The typical co-op can support enough new debt to cover almost any major repair. In many cases, a mortgage refinance will cause the building’s maintenance to go up, which could pose a hardship for certain shareholders. However, the required increase is rarely enough to cause hardships for the co-op as a whole.
Fortunately, loans for co-ops’ underlying mortgages were relatively unscathed by the recent mortgage meltdown and recession. So anxiety about an inability to borrow is probably unfounded for most co-ops. And insistence on having signed repair contracts before entering the mortgage market is overkill.
A range of bids from several legitimate contractors should be sufficient to help you estimate the likely cost of your roof and elevator jobs. You should add a contingency to each project’s estimate to handle unforeseen costs (usually 5 to 20 percent, depending on the complexity of the job). The resulting estimate should satisfy most lenders. Having that number in hand doesn’t mean you’re ready to go mortgage shopping.

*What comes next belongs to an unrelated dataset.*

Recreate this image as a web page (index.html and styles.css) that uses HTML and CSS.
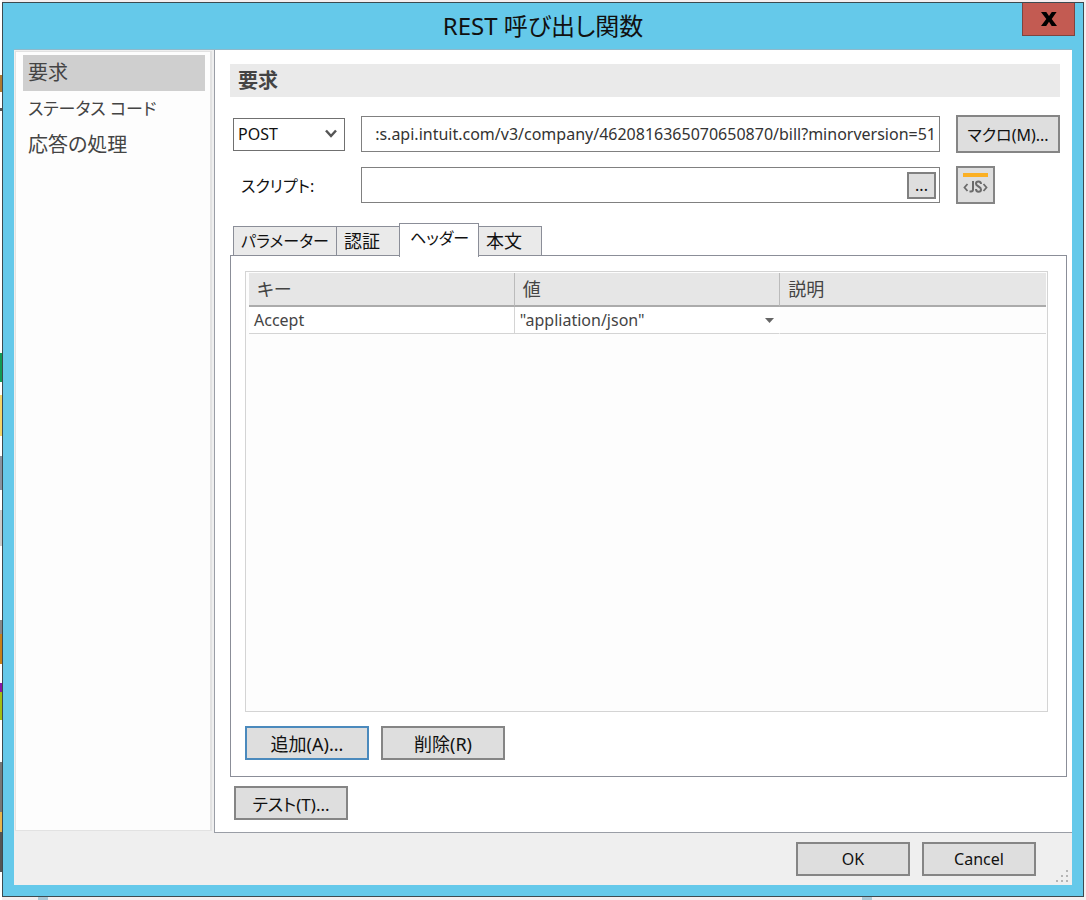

Refinancing the underlying mortgage is arguably the most important decision a board will ever make. It will affect not only the monthly maintenance, but the value of every shareholder’s apartment. Therefore, this is the time to get your entire team of professionals involved – property manager, accountant and lawyer.
Your managing agent can help you develop specifications for each project, recommend reputable contractors, check that all bids are complete, assist in negotiating final prices, and make sure that all required approvals and permits have been secured.
Your accountant can assemble all of the financial and tax records any lender will require, help you prepare a budget reflecting the planned new loan, and assist in evaluating loan options.
Your attorney will help negotiate contracts for each project, check your insurance coverages, check public records for building violations and outstanding liens, evaluate loan offers, and represent you at the closing.
The time to get your professionals involved is at the very beginning of your hunt for a new underlying mortgage. The benefit of their input at the beginning, middle and end of the process outweighs any extra costs for their services. It’s not money down the drain. It’s money well spent.